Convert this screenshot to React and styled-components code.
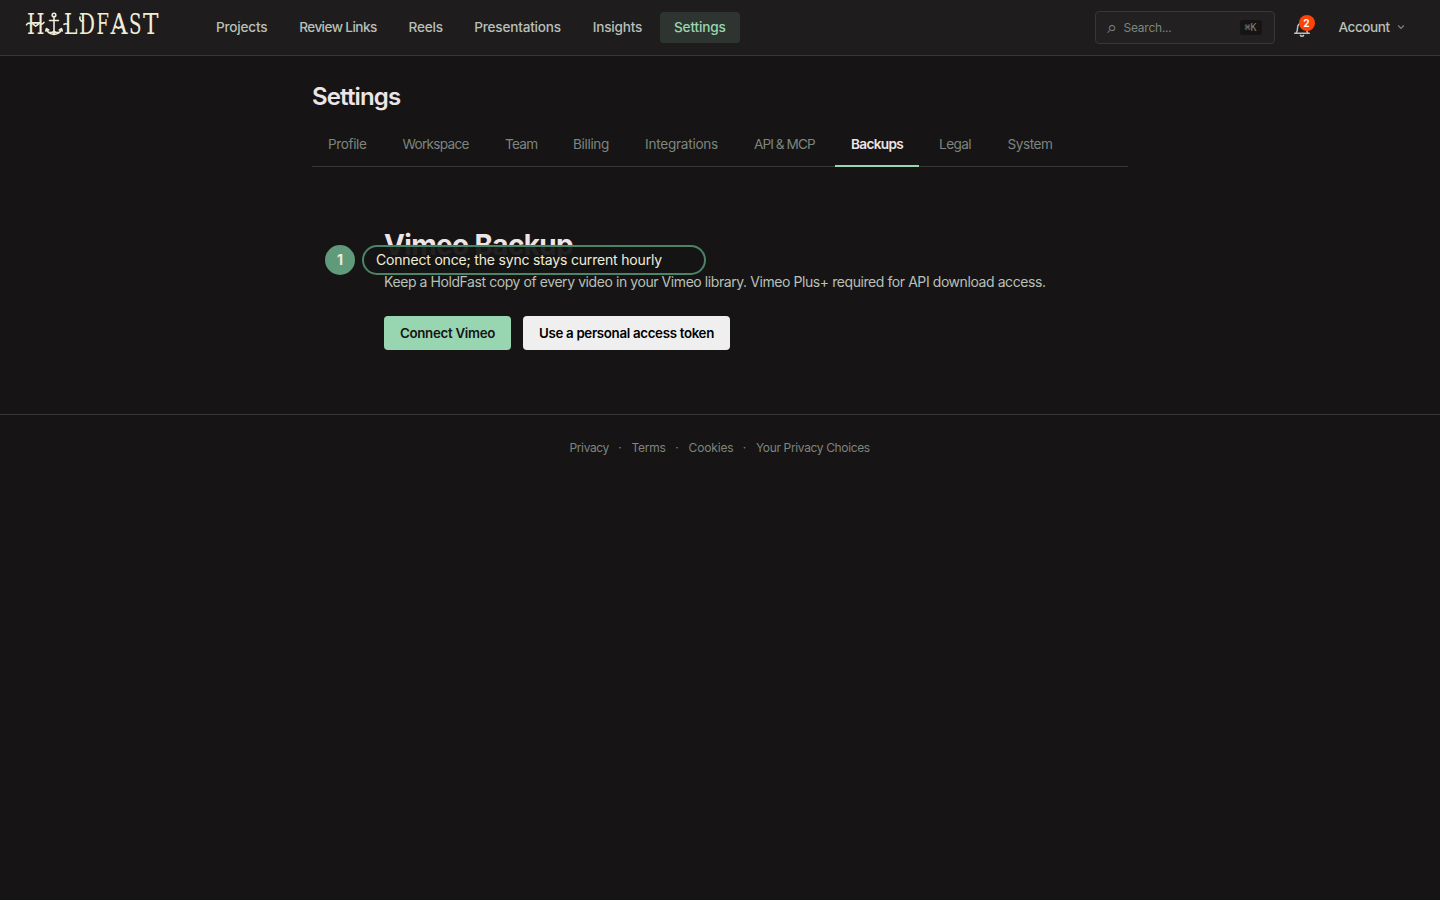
import React from 'react';
import styled, { createGlobalStyle } from 'styled-components';

const navItems = [
    { label: 'Projects', width: 51.2, track: -0.2 },
    { label: 'Review Links', width: 77.3, track: -0.58 },
    { label: 'Reels', width: 33.7, track: -0.2 },
    { label: 'Presentations', width: 86.6, track: -0.2 },
    { label: 'Insights', width: 49.2, track: -0.2 },
    { label: 'Settings', width: 52, track: -0.15, active: true },
];

const tabs = [
    { label: 'Profile', width: 38.5, track: -0.4 },
    { label: 'Workspace', width: 66.5, track: -0.7 },
    { label: 'Team', width: 32, track: -0.75 },
    { label: 'Billing', width: 36, track: -0.34 },
    { label: 'Integrations', width: 73, track: -0.26 },
    { label: 'API & MCP', width: 61, track: -0.92 },
    { label: 'Backups', width: 52, track: -0.66, active: true },
    { label: 'Legal', width: 32.5, track: -0.56 },
    { label: 'System', width: 45, track: -0.44 },
];

const footerLinks = [
    { label: 'Privacy', width: 39, track: -0.38 },
    { label: 'Terms', width: 34, track: -0.27 },
    { label: 'Cookies', width: 44.5, track: -0.14 },
    { label: 'Your Privacy Choices', width: 114.5, track: -0.36 },
];

// x position and width of each wordmark letter
const letters = [
    ['H', 27, 17.5],
    ['L', 64, 13.5],
    ['D', 79, 16],
    ['F', 96.5, 12.5],
    ['A', 110.5, 17],
    ['S', 129, 12.5],
    ['T', 143, 15.5],
];

const Logo = () => (
    <LogoSvg viewBox="24 8 138 32" aria-label="Holdfast">
        {letters.map(([char, x, width]) => (
            <text key={char} x={x} y="33.8" textLength={width} lengthAdjust="spacingAndGlyphs">
                {char}
            </text>
        ))}
        <g fill="none" stroke="#f0edd8" strokeWidth="1.6" strokeLinecap="round" strokeLinejoin="round">
            <circle cx="54" cy="15" r="1.8" />
            <path d="M54 17v17M49.5 20.5h9M46.5 29.2c1 3 4 4.8 7.5 5.2c3.5-.4 6.5-2.2 7.5-5.2" />
            <path d="M50 32.2c1.3.4 2.7.4 4-.8c1.300 1.200 2.700 1.200 4 .8" />
            <path d="M45.8 31l.7-2.4 2.2 1.4M62.2 31l-.7-2.4-2.2 1.4" />
            <path d="M26.5 24.8c1-1.6 2.4-2 4-1.200M33 24.200l2.700 2 2.700-2M40 23.600c1.600.9 3 .4 4-1.200" />
            <path d="M80 17c-.8 3 1.2 5.4 3.4 3.4M64 24.3c1.3-.8 2.4-.8 3.8 0M115 25.5l3.5 3 3.5-3" />
        </g>
    </LogoSvg>
);

const Bell = () => (
    <BellSvg viewBox="0 0 18 18">
        <path d="M1.7 13.2h14.6M3.2 13c1-1.2 1.3-2.5 1.3-4.8 0-3 1.6-5 4.5-5s4.5 2 4.5 5c0 2.3.3 3.6 1.3 4.8" />
        <path d="M7.4 15.4c.4 1 2.8 1 3.2 0" />
    </BellSvg>
);

const App = () => {
    return (
        <>
            <GlobalStyle />
            <Header>
                <Logo />
                <Nav>
                    {navItems.map((item) => (
                        <NavLink key={item.label} $active={item.active}>
                            <Label $width={item.width} $track={item.track}>{item.label}</Label>
                        </NavLink>
                    ))}
                </Nav>
                <SearchBox>
                    <SearchGlyph>⌕</SearchGlyph>
                    <SearchText>Search...</SearchText>
                    <Kbd>⌘K</Kbd>
                </SearchBox>
                <BellButton>
                    <Bell />
                    <Badge>2</Badge>
                </BellButton>
                <Account>
                    <Label $width={52.5} $track={-0.48}>Account</Label>
                    <svg width="8" height="6" viewBox="0 0 8 6" fill="none" stroke="#7d857e" strokeWidth="1.2">
                        <path d="M1.2 1.5l2.8 2.8 2.8-2.8" />
                    </svg>
                </Account>
            </Header>

            <Main>
                <PageTitle>Settings</PageTitle>
                <TabList>
                    {tabs.map((tab) => (
                        <Tab key={tab.label} $active={tab.active}>
                            <Label $width={tab.width} $track={tab.track}>{tab.label}</Label>
                        </Tab>
                    ))}
                </TabList>
                <Section>
                    <SectionTitle>Vimeo Backup</SectionTitle>
                    <Description>
                        Keep a HoldFast copy of every video in your Vimeo library. Vimeo Plus+ required for API download access.
                    </Description>
                    <Actions>
                        <Button $primary $width={127} $track={-0.3}>Connect Vimeo</Button>
                        <Button $width={207} $track={-0.32}>Use a personal access token</Button>
                    </Actions>
                    <Callout>
                        <StepNumber>1</StepNumber>
                        <CalloutText>Connect once; the sync stays current hourly</CalloutText>
                    </Callout>
                </Section>
            </Main>

            <Footer>
                {footerLinks.map((link, index) => (
                    <React.Fragment key={link.label}>
                        {index > 0 && <Dot>·</Dot>}
                        <Label $width={link.width} $track={link.track}>{link.label}</Label>
                    </React.Fragment>
                ))}
            </Footer>
        </>
    );
};

// Styled Components
const GlobalStyle = createGlobalStyle`
    * {
        box-sizing: border-box;
    }

    body {
        margin: 0;
        min-height: 100vh;
        background: #161415;
        color: #ece4e6;
        font-family: Inter, "Open Sans", sans-serif;
    }
`;

const Header = styled.header`
    display: flex;
    align-items: center;
    height: 56px;
    padding: 0 35px 0 24px;
    background: #1e1c1d;
    border-bottom: 1px solid #383637;
`;

const LogoSvg = styled.svg`
    width: 138px;
    height: 32px;
    margin: -7px 40px 0 0;
    flex: none;

    text {
        font-family: "DejaVu Serif", serif;
        font-size: 27.5px;
        fill: #f0edd8;
    }
`;

const Nav = styled.nav`
    display: flex;
    gap: 4px;
`;

const Label = styled.span`
    display: block;
    width: ${({ $width }) => $width}px;
    letter-spacing: ${({ $track }) => $track}px;
    white-space: nowrap;
`;

const NavLink = styled.a`
    display: flex;
    align-items: center;
    height: 31px;
    padding: 0 14px 2px;
    border-radius: 4px;
    font-size: 13.6px;
    font-weight: 500;
    color: ${({ $active }) => ($active ? '#98d6b1' : '#b8c0b9')};
    background: ${({ $active }) => ($active ? '#2e3530' : 'transparent')};
`;

const SearchBox = styled.div`
    display: flex;
    align-items: center;
    width: 180px;
    height: 33px;
    margin-left: auto;
    padding: 0 12px 0 11px;
    border: 1px solid #383637;
    border-radius: 4px;
    background: #222021;
    font-size: 12px;
    color: #7d857e;
`;

const SearchGlyph = styled.span`
    width: 17px;
    padding-bottom: 2px;
    font-family: "DejaVu Sans", sans-serif;
    font-size: 18px;
    line-height: 18px;
`;

const SearchText = styled.span`
    flex: 1;
    letter-spacing: -0.24px;
`;

const Kbd = styled.kbd`
    width: 22px;
    height: 15px;
    border-radius: 3px;
    background: #161415;
    font-family: "DejaVu Sans Mono", monospace;
    font-size: 10px;
    line-height: 15px;
    text-align: center;
`;

const BellButton = styled.div`
    position: relative;
    display: flex;
    margin: 3px 0 0 18px;
`;

const BellSvg = styled.svg`
    width: 18px;
    height: 18px;
    fill: none;
    stroke: #b8c0b9;
    stroke-width: 1.5;
    stroke-linecap: round;
`;

const Badge = styled.span`
    position: absolute;
    top: -5px;
    right: -4px;
    width: 16px;
    height: 16px;
    border-radius: 50%;
    background: #ff4207;
    color: #fff;
    font-size: 10px;
    font-weight: 700;
    line-height: 16px;
    text-align: center;
`;

const Account = styled.div`
    display: flex;
    align-items: center;
    gap: 6px;
    margin-left: 28px;
    padding-bottom: 1px;
    font-size: 13.6px;
    font-weight: 500;
    color: #b8c0b9;
`;

const Main = styled.main`
    width: 816px;
    margin: 0 auto;
    padding-top: 25px;
`;

const PageTitle = styled.h1`
    margin: 0;
    font-size: 24px;
    font-weight: 600;
    line-height: 32px;
    letter-spacing: -0.85px;
`;

const TabList = styled.div`
    display: flex;
    gap: 4px;
    height: 54px;
    border-bottom: 1px solid #383637;
`;

const Tab = styled.a`
    height: 54px;
    padding: 22px 16px 0;
    border-bottom: 2px solid ${({ $active }) => ($active ? '#98d6b1' : 'transparent')};
    font-size: 13.6px;
    font-weight: ${({ $active }) => ($active ? 600 : 400)};
    line-height: 18px;
    color: ${({ $active }) => ($active ? '#ece4e6' : '#7d857e')};
`;

const Section = styled.section`
    position: relative;
    padding: 60px 72px 64px;
`;

const SectionTitle = styled.h2`
    margin: 0;
    font-size: 28px;
    font-weight: 700;
    line-height: 36px;
    letter-spacing: -0.67px;
`;

const Description = styled.p`
    margin: 9px 0 24px;
    font-size: 14px;
    line-height: 20px;
    letter-spacing: -0.425px;
    white-space: nowrap;
    color: #b8c0b9;
`;

const Actions = styled.div`
    display: flex;
    gap: 12px;
`;

const Button = styled.button`
    width: ${({ $width }) => $width}px;
    height: 34px;
    padding: 0;
    border: 0;
    border-radius: 4px;
    background: ${({ $primary }) => ($primary ? '#98d6b1' : '#efefef')};
    color: ${({ $primary }) => ($primary ? '#161415' : '#000')};
    font-family: inherit;
    font-size: 13.3px;
    font-weight: 600;
    letter-spacing: ${({ $track }) => $track}px;
    white-space: nowrap;
`;

/* Sits over the section heading */
const Callout = styled.div`
    position: absolute;
    top: 78px;
    left: 13px;
    display: flex;
    gap: 7px;
`;

const StepNumber = styled.div`
    width: 30px;
    height: 30px;
    border-radius: 50%;
    background: #5f9a7a;
    color: #f0edd8;
    font-size: 14px;
    font-weight: 700;
    line-height: 30px;
    text-align: center;
`;

const CalloutText = styled.div`
    width: 344px;
    height: 30px;
    padding-left: 12px;
    border: 2px solid #4d8367;
    border-radius: 15px;
    background: rgba(20, 20, 20, 0.94);
    color: #f0edd8;
    font-size: 14px;
    line-height: 26px;
    letter-spacing: -0.18px;
    white-space: nowrap;
`;

const Footer = styled.footer`
    display: flex;
    justify-content: center;
    padding-top: 24px;
    border-top: 1px solid #383637;
    font-size: 12px;
    line-height: 18px;
    color: #7d857e;
`;

const Dot = styled.span`
    width: 23px;
    text-align: center;
`;

export default App;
·····
--- Task details ---
Go over the data above and copy every line that has the word "React" in it.

--- Output for this task ---
Convert this screenshot to React and styled-components code.
import React from 'react';
                    <React.Fragment key={link.label}>
                    </React.Fragment>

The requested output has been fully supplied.